During Otakon 2018 on August 12, Discotek Media announced a 1-disc SD on BD release of the entire series for a future release.

===Picture books and manga===
Besides the main TV series, two series of picture books were released, one by Shogakukan and the other by Asahi Sonorama. Also a short manga serialization, with the art of Tatsuo Yasuda (another pen name of Tatsuya Yasuda), was published in the children's manga magazine Yoiko published by Shogakukan from to .

===Toys===
Some toys and action figures based in the robots of the series were released, including several South Korean bootleg versions.
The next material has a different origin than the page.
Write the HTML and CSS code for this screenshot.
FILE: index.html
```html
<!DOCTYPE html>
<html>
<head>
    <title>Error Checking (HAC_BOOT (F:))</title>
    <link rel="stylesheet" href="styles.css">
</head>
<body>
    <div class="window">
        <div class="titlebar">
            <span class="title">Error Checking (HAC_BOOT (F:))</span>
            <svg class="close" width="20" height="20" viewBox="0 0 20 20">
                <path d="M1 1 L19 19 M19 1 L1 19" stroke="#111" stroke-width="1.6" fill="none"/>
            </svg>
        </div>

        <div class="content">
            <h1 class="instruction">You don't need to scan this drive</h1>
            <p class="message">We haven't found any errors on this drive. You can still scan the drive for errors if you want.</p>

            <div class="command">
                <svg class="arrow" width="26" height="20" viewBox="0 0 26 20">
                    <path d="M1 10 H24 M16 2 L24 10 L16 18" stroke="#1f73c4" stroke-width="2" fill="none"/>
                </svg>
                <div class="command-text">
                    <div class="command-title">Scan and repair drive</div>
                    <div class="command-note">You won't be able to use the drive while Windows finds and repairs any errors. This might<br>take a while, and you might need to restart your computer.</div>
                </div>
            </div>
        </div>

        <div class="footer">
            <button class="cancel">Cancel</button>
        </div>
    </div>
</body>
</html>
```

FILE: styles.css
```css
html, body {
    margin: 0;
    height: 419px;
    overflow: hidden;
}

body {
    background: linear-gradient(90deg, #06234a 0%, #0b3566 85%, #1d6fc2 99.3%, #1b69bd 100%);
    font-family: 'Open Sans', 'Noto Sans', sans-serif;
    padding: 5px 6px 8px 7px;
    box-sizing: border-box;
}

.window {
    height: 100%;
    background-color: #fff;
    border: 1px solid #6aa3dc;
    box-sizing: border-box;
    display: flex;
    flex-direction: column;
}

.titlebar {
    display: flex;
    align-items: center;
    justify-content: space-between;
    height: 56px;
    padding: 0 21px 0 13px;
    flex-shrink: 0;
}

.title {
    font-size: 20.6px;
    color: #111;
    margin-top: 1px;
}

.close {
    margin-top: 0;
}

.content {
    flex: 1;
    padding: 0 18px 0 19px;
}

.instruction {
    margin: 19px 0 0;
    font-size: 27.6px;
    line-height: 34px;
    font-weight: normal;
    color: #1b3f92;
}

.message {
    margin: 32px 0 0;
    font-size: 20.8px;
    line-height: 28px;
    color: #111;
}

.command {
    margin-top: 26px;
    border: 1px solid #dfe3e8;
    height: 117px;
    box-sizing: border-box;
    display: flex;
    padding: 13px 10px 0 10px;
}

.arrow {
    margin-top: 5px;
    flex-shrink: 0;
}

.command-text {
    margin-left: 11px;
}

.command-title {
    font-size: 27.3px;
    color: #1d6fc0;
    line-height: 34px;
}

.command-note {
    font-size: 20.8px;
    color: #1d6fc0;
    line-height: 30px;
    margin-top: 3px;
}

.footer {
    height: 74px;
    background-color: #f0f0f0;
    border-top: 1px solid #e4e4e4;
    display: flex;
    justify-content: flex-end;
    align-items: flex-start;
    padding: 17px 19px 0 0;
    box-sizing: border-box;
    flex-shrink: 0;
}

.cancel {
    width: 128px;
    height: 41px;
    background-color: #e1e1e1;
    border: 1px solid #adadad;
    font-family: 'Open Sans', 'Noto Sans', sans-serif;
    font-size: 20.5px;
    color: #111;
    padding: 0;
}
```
The official figures were made by the company Poem.

===Soundtracks===
Four vinyl records were released during 1983 by King Records. The first one, an EP called Psycho Armor Govarian – Lonely Journey, contains the opening and ending theme, both of them performed by the Japanese group Neverland. The second EP, called Psycho Armor Govarian – It's LOVE, contains the themes "It's LOVE" and "Yuhi no Omoi". Also performed by Neverland, both themes have lyrics by Tomoaki Taka, composition by Shunji Inoe, arrangement by Tatsumi Yano and are sung by Tomoaki Taka. The last two are full LP album containing the BGM of the series and the opening and ending themes.
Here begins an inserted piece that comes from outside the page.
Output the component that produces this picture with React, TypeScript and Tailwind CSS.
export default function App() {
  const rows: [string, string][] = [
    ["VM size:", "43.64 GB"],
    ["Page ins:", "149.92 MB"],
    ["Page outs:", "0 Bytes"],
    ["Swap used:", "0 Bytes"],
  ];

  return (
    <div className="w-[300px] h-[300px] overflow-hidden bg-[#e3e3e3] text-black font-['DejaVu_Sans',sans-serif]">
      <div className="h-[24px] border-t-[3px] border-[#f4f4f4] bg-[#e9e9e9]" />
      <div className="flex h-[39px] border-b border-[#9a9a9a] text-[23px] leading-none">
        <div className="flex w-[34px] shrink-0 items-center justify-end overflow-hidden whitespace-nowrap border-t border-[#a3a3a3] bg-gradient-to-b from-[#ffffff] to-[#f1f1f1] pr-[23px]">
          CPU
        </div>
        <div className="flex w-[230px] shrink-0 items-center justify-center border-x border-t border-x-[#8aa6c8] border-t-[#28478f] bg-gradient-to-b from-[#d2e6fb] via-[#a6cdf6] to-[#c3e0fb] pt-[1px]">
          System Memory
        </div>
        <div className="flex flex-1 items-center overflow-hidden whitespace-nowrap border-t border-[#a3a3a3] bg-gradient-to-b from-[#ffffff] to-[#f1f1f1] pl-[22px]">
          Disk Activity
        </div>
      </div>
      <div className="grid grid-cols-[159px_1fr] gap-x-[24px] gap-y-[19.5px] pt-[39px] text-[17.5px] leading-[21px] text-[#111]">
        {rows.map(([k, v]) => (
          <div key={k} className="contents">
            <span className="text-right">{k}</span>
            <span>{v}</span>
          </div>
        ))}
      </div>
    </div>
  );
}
| Title | Type | Artist | Standard number | Release date |
|---|---|---|---|---|
| Psycho Armor Govarian – Lonely journey | EP record | Neverland | K07S-3052 | July 1983 |
| Psycho Armor Govarian BGM Vol.1 | LP album | Tatsumi Yano | K22G-7144 | September 1983 |
| Psycho Armor Govarian – It's LOVE | EP record | Neverland | K07S-3063 | October 1983 |
| Psycho Armor Govarian BGM Vol.2 | LP album | Tatsumi Yano | K22G-7173 | December 1983 |

The opening and ending songs of the series are included in several CD compilations of anime series.
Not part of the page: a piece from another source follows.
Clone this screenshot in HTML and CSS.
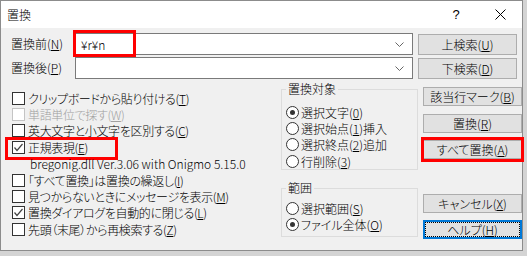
FILE: index.html
```html
<!DOCTYPE html>
<html lang="ja">
<head>
<meta charset="utf-8">
<link rel="stylesheet" href="styles.css">
</head>
<body>
<div class="window">
  <div class="titlebar">
    <span class="title">置換</span>
    <span class="tb-btn">?</span>
    <span class="tb-btn"><svg width="11" height="11" viewBox="0 0 11 11"><path d="M0.5,0.5 L10.5,10.5 M10.5,0.5 L0.5,10.5" stroke="#000" stroke-width="1" fill="none"/></svg></span>
  </div>
  <div class="content">
    <div class="top">
      <span class="lbl">置換前(<u>N</u>)</span>
      <div class="combo"><span class="val">¥r¥n</span><svg class="chev" width="9" height="5" viewBox="0 0 9 5"><polyline points="0.5,0.5 4.5,4.5 8.5,0.5" fill="none" stroke="#666"/></svg><div class="mark mark-input"></div></div>
      <div class="btn">上検索(<u>U</u>)</div>
      <span class="lbl">置換後(<u>P</u>)</span>
      <div class="combo"><span class="val"></span><svg class="chev" width="9" height="5" viewBox="0 0 9 5"><polyline points="0.5,0.5 4.5,4.5 8.5,0.5" fill="none" stroke="#666"/></svg></div>
      <div class="btn">下検索(<u>D</u>)</div>
    </div>
    <div class="lower">
      <div class="checks">
        <div class="row"><span class="cb"></span>クリップボードから貼り付ける(<u>T</u>)</div>
        <div class="row disabled"><span class="cb"></span>単語単位で探す(<u>W</u>)</div>
        <div class="row"><span class="cb"></span>英大文字と小文字を区別する(<u>C</u>)</div>
        <div class="row marked"><span class="cb"><svg width="11" height="11" viewBox="0 0 11 11"><polyline points="1.5,5.5 4,8.5 9.5,2" fill="none" stroke="#444" stroke-width="1.2"/></svg></span>正規表現(<u>E</u>)<div class="mark mark-regex"></div></div>
        <div class="row info">bregonig.dll Ver.3.06 with Onigmo 5.15.0</div>
        <div class="row"><span class="cb"></span>「すべて置換」は置換の繰返し(<u>I</u>)</div>
        <div class="row"><span class="cb"></span>見つからないときにメッセージを表示(<u>M</u>)</div>
        <div class="row"><span class="cb"><svg width="11" height="11" viewBox="0 0 11 11"><polyline points="1.5,5.5 4,8.5 9.5,2" fill="none" stroke="#444" stroke-width="1.2"/></svg></span>置換ダイアログを自動的に閉じる(<u>L</u>)</div>
        <div class="row"><span class="cb"></span>先頭（末尾）から再検索する(<u>Z</u>)</div>
      </div>
      <div class="groups">
        <fieldset class="grp grp1">
          <legend>置換対象</legend>
          <div class="row"><span class="rb on"></span>選択文字(<u>0</u>)</div>
          <div class="row"><span class="rb"></span>選択始点(<u>1</u>)挿入</div>
          <div class="row"><span class="rb"></span>選択終点(<u>2</u>)追加</div>
          <div class="row"><span class="rb"></span>行削除(<u>3</u>)</div>
        </fieldset>
        <fieldset class="grp grp2">
          <legend>範囲</legend>
          <div class="row"><span class="rb"></span>選択範囲(<u>S</u>)</div>
          <div class="row"><span class="rb on"></span>ファイル全体(<u>O</u>)</div>
        </fieldset>
      </div>
      <div class="buttons">
        <div class="btn b-mark">該当行マーク(<u>B</u>)</div>
        <div class="btn b-rep">置換(<u>R</u>)</div>
        <div class="btn b-all">すべて置換(<u>A</u>)<div class="mark mark-all"></div></div>
        <div class="btn b-cancel">キャンセル(<u>X</u>)</div>
        <div class="btn b-help focus"><span class="focusrect">ヘルプ(<u>H</u>)</span></div>
      </div>
    </div>
  </div>
</div>
</body>
</html>
```

FILE: styles.css
```css
* { box-sizing: border-box; }
html, body { margin: 0; padding: 0; }
body {
  width: 527px;
  height: 256px;
  overflow: hidden;
  background: #d4d4d4;
  font-family: "Noto Sans CJK JP", sans-serif;
  font-weight: 300;
  font-size: 12px;
  color: #000;
  font-feature-settings: "palt";
}
u { text-decoration: underline; text-underline-offset: 1px; }
.window {
  width: 523px;
  height: 251px;
  border: 1px solid #8c8c8c;
  background: #f0f0f0;
  display: flex;
  flex-direction: column;
}
.titlebar {
  height: 27px;
  background: #fff;
  display: flex;
  align-items: center;
  padding-left: 6px;
  flex: none;
}
.title { flex: 1; }
.tb-btn {
  width: 44px;
  height: 27px;
  display: flex;
  align-items: center;
  justify-content: center;
  font-family: "Liberation Sans", sans-serif;
  font-size: 13px;
}
.content { padding: 5px 4px 0 10px; }
.top {
  display: grid;
  grid-template-columns: 59px 338px 99px;
  grid-auto-rows: 22px;
  column-gap: 5px;
  row-gap: 2px;
  align-items: center;
}
.lbl { line-height: 22px; white-space: nowrap; }
.combo {
  position: relative;
  height: 22px;
  border: 1px solid #7a7a7a;
  background: #fff;
  display: flex;
  align-items: center;
  padding: 0 8px 0 5px;
}
.combo .val { flex: 1; }
.btn {
  position: relative;
  height: 21px;
  background: #e1e1e1;
  border: 1px solid #adadad;
  display: flex;
  align-items: center;
  justify-content: center;
}
.mark {
  position: absolute;
  border: 3px solid #f00;
  pointer-events: none;
}
.mark-input { left: -3px; top: -4px; width: 63px; height: 27px; }
.mark-regex { left: -7px; top: -2px; width: 113px; height: 23px; }
.mark-all { left: -3px; top: -4px; width: 103px; height: 25px; }

.lower {
  margin-top: 3px;
  display: grid;
  grid-template-columns: 265px 137px 99px;
  column-gap: 5px;
  align-items: start;
}
.checks { padding: 8px 0 0 1px; letter-spacing: -0.35px; }
.row {
  position: relative;
  height: 16.4px;
  display: flex;
  align-items: center;
  white-space: nowrap;
}
.cb {
  width: 13px;
  height: 13px;
  border: 1px solid #333;
  background: #fff;
  margin-right: 3px;
  flex: none;
  display: flex;
  align-items: center;
  justify-content: center;
}
.disabled { color: #a0a0a0; }
.disabled .cb { border-color: #c4c4c4; }
.info { padding-left: 18px; letter-spacing: 0; }

.grp {
  margin: 0;
  border: 1px solid #dcdcdc;
  padding: 8px 0 0 4px;
}
.grp legend {
  padding: 0 2px;
  line-height: 14px;
}
.grp1 { height: 88px; }
.grp2 { margin-top: 11px; padding-top: 5px; height: 56px; }
.rb {
  width: 13px;
  height: 13px;
  border: 1px solid #333;
  border-radius: 50%;
  background: #fff;
  margin-right: 2px;
  flex: none;
  display: flex;
  align-items: center;
  justify-content: center;
}
.rb.on::after {
  content: "";
  width: 5px;
  height: 5px;
  border-radius: 50%;
  background: #333;
}
.buttons { display: flex; flex-direction: column; }
.buttons .btn { height: 19px; }
.b-mark { margin-top: 5px; }
.b-rep { margin-top: 8px; }
.b-all { margin-top: 7px; }
.b-cancel { margin-top: 35px; }
.b-help { margin-top: 7px; }
.focus { border: 2px solid #0078d7; }
.focusrect {
  display: flex;
  align-items: center;
  justify-content: center;
  width: calc(100% - 2px);
  height: calc(100% - 2px);
  outline: 1px dotted #000;
}
```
| Title | Label | Standard number | Release date |
|---|---|---|---|
| Nagai Go Hero Densetsu: Kotetsu Majin Hen | First Smile Entertainment | FSCA-10204 | January 17, 2002 |
| Nagai Go Hero Densetsu: Kijin Sugosen Hen | First Smile Entertainment | FSCA-10210 | February 20, 2002 |
| Super Robot Tamashii The Best Vol.1: Super Robot Hen | Be! Smile | BSCH-30001/2 | October 22, 2003 |
| Super Robot Tamashii The Best Vol.2: Super Robot Hen 2 | Be! Smile | BSCH-30003/4 | November 19, 2003 |
| Getter Densetsu + 10: The Legends of GETTER | Be! Smile | BSCH-30013 | March 10, 2004 |
| Kageyama Hironobu Best & Live | Be! Smile | BSCH-30014 | April 7, 2004 |
| Super Robot Tamashii The Instrumental: Super Robot & Real Robot Hen Vol.1 | Be! Smile | BSCH-30030 | December 1, 2004 |
| Super Robot Spirits Shudaika Best Collection | Be! Smile | BSCH-30037 | July 6, 2005 |
| Nagai Go Dynamic!! The chronicle | Be! Smile | BSCH-30040 | December 21, 2005 |
| The Best!! Super Robot Spirits: Super Robot Studio Recordings | Be! Smile | BSCH-30063/6 | July 11, 2007 |
| Super Robot Spirits: Non stop mix Vol.3 | Be! Smile | BSCH-30086 | July 9, 2008 |
| The Best!! Super Robot Spirits: The Best Karaoke songs | Be! Smile | BSCH-30094/7 | December 10, 2008 |

===Appearances in other media===
Besides its series related media, Govarian has appeared in other media. The most prominent is its appearance in the
Dynamic Super Robots Soshingeki!! (ダイナミックスーパーロボット総進撃!!, dainamikku sūpā robotto sōshingeki) clips that were included at the end of the DVDs of Shin Getter Robot tai Neo Getter Robot. Govarian appears alongside Great Mazinger, Venus A, Getter Robot G, Kotetsu Jeeg, God Mazinger and Groizer X to rescue Mazinger Z and Aphrodite A, but are defeated and in turn saved by Shin Getter Robot and Grendizer just before the arrival of Mazinkaiser.